Sitar v. Indiana Dept. of Transp., 344 F.3d 720, 727 (7th
Cir. 2003). The plaintiff, or more accurately, her parents,
simply did not do so here. No matter how sincerely she or her
parents might have believed, from a subjective standpoint, that
she was receiving unfair treatment that was actionable under
Title IX, her belief was not objectively reasonable.

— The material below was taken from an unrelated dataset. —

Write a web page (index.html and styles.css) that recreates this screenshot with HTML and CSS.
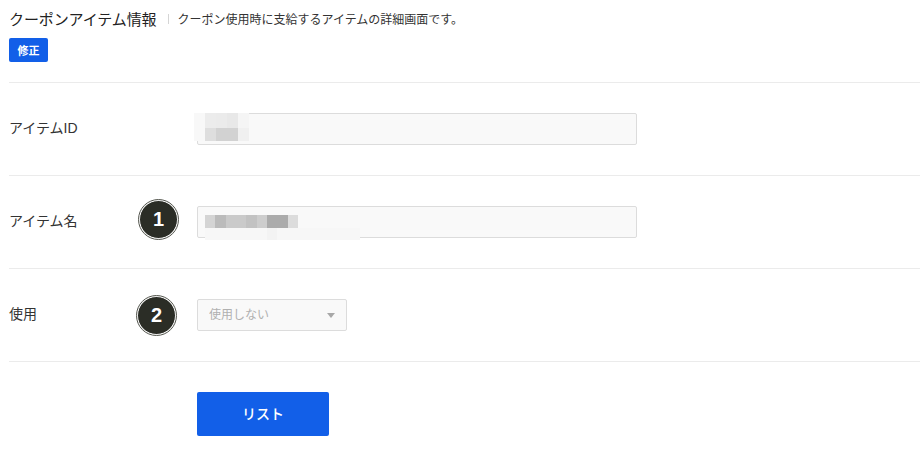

Consequently, she cannot maintain a claim of retaliation under
Title IX, and Judge Bobrick properly denied her motion to add
such a charge to her complaint.
C. THE PROPOSED BREACH OF CONTRACT CLAIM BELONGS IN STATE
In her Rule 15(a) motion, plaintiff also seeks leave to add a
state law breach of contract claim to her complaint, based on
certain student handbooks she received from North Central
College. Because plaintiff has voluntarily dismissed her original
Title IX claim and she cannot allege a retaliation claim that
would withstand a motion to dismiss, the basis for invoking
federal jurisdiction is gone. The general rule in such instances,
which Judge Bobrick followed, is that the court should relinquish
jurisdiction over pendent state law claims rather than resolve
them on the merits. 28 U.S.C. § 1367(c); Williams v. Aztar Indiana Gaming Corp., 351 F.3d 294, 300 (7th Cir. 2003).
Accordingly, the court properly denied plaintiff leave to add a
state law breach of contract claim to her complaint, and declined
to exercise jurisdiction over the remaining state law claims.
For the foregoing reasons, the plaintiff's motion to alter or
amend the court's decision of June 2, 2004, is denied.